Is there a main course more elegant than a tenderloin roast? These mouth-watering roasts are versatile and amazingly tender with a buttery texture. Where other cuts get their delicious texture from marbling, the tenderloin is naturally tender and low in fat. Whether prepared whole or cut into steaks, our roasts are sure to impress your family and friends.
Our whole tenderloin roasts are hand trimmed to remove extra fat and the tenderloin chain, so there is more usable weight included with each roast.
Beef Grading 101
This tenderloin roast is USDA Choice, the second highest level of marbling recognized by the USDA.
Beef sold in the U.S. is graded by the United States Department of Agriculture (USDA). There are eight total grades and Choice is the second highest level
The USDA describes Choice as “high quality, but has less marbling than Prime” which means our beef at this level is excellent. Whenever possible, we work to use beef from the top one third of Choice for the highest quality possible within the grade.

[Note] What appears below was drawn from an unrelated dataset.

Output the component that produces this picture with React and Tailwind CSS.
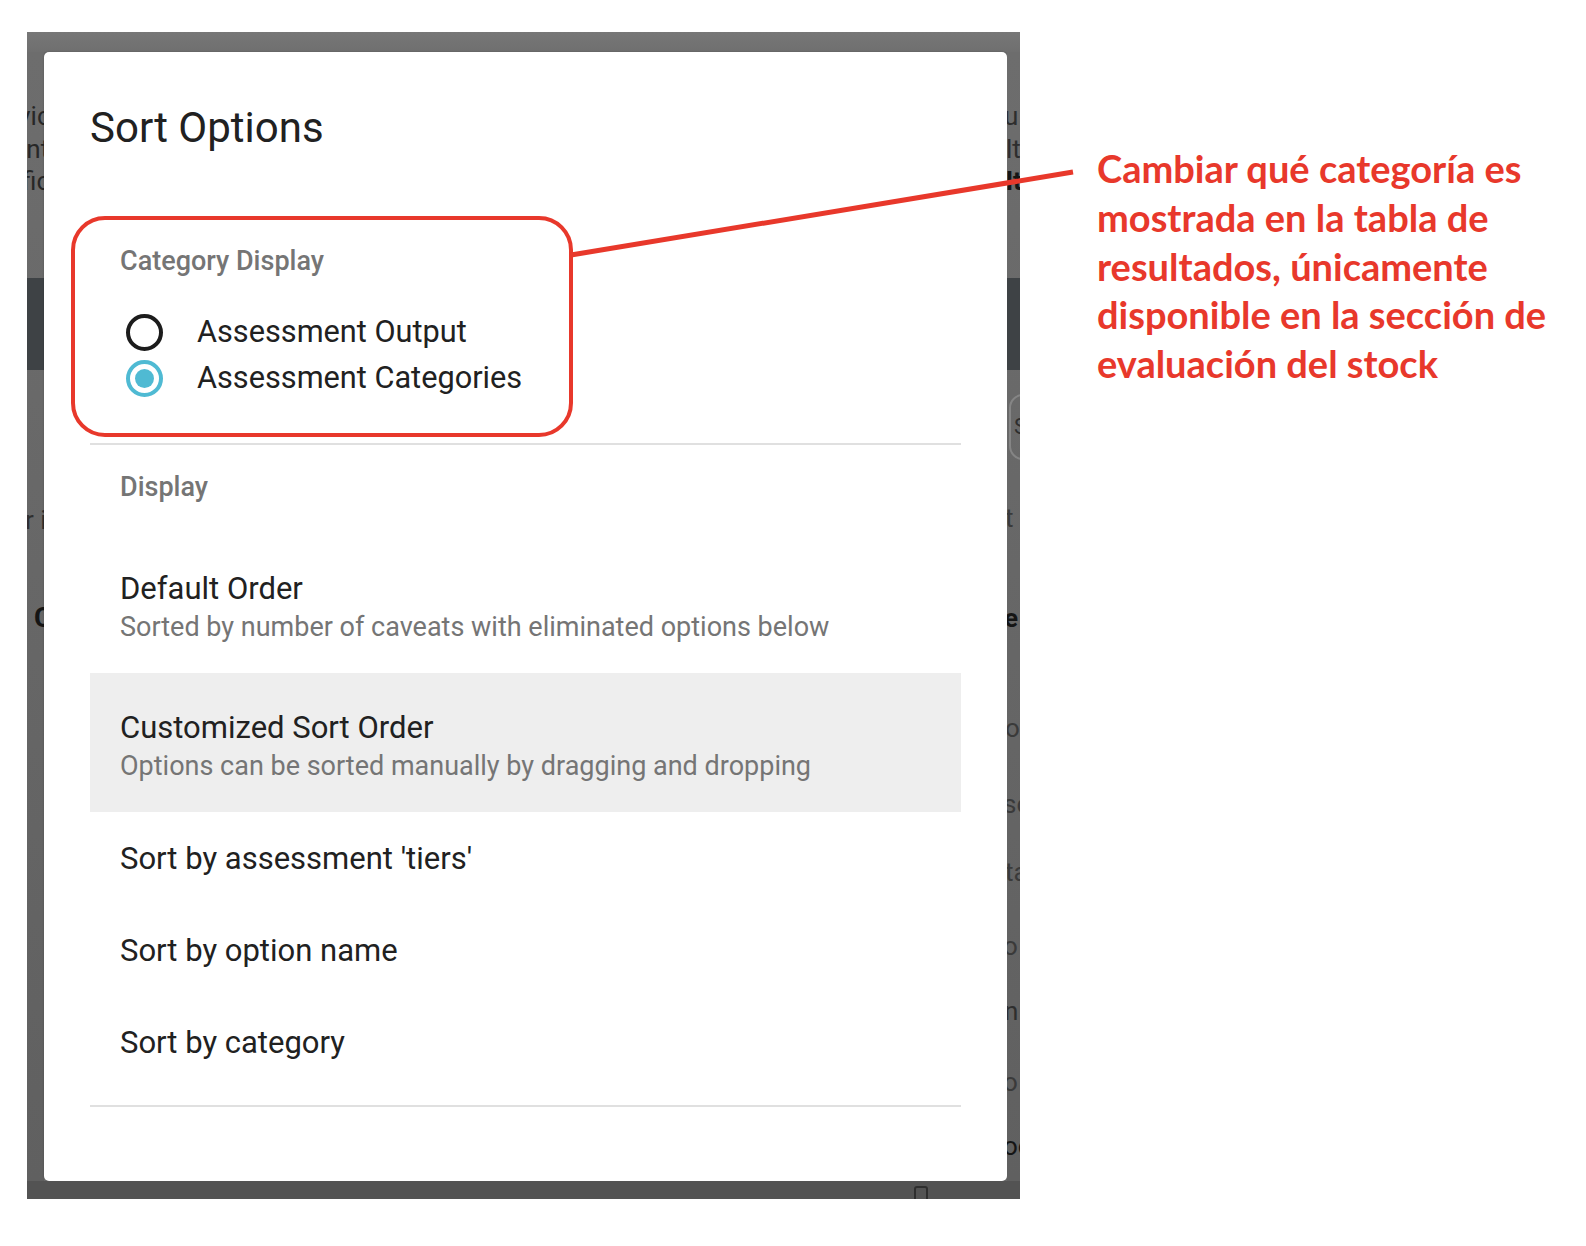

Marbling, or intramuscular fat, is the most important factor used to grade beef in the U.S. and around the world. This is determined by a visual inspection of the amount and distribution of intramuscular fat between the 12th and 13th rib. Historically, this single inspection provides a correct indicator of the entire carcass.
The tenderloin roast is obtained from the loin primal located under the ribs and next to the spine. The direct source is the psoas major, a muscle that receives minimal use. Exercise makes a muscle tough, so the lack of physical activity makes the tenderloin a very tender cut. This muscle has minimal marbling so it does not have the flavorful fat found in ribeyes or New York strips. Our American Wagyu tenderloin has a higher amount of marbling than USDA Prime grade tenderloin which makes for a more flavorful filet mignon.
Fast fact: Meat scientists have proven the tenderloin is the most tender of all cuts using a measure called shear force. This is defined as the pounds of force to shear one-half-inch cores, removed parallel to the muscle fibers, of cooked muscle from steaks and roasts. The tenderloin scored 5.7 of shear force. On the other end of the scale is the top round steak, which scored 11.7.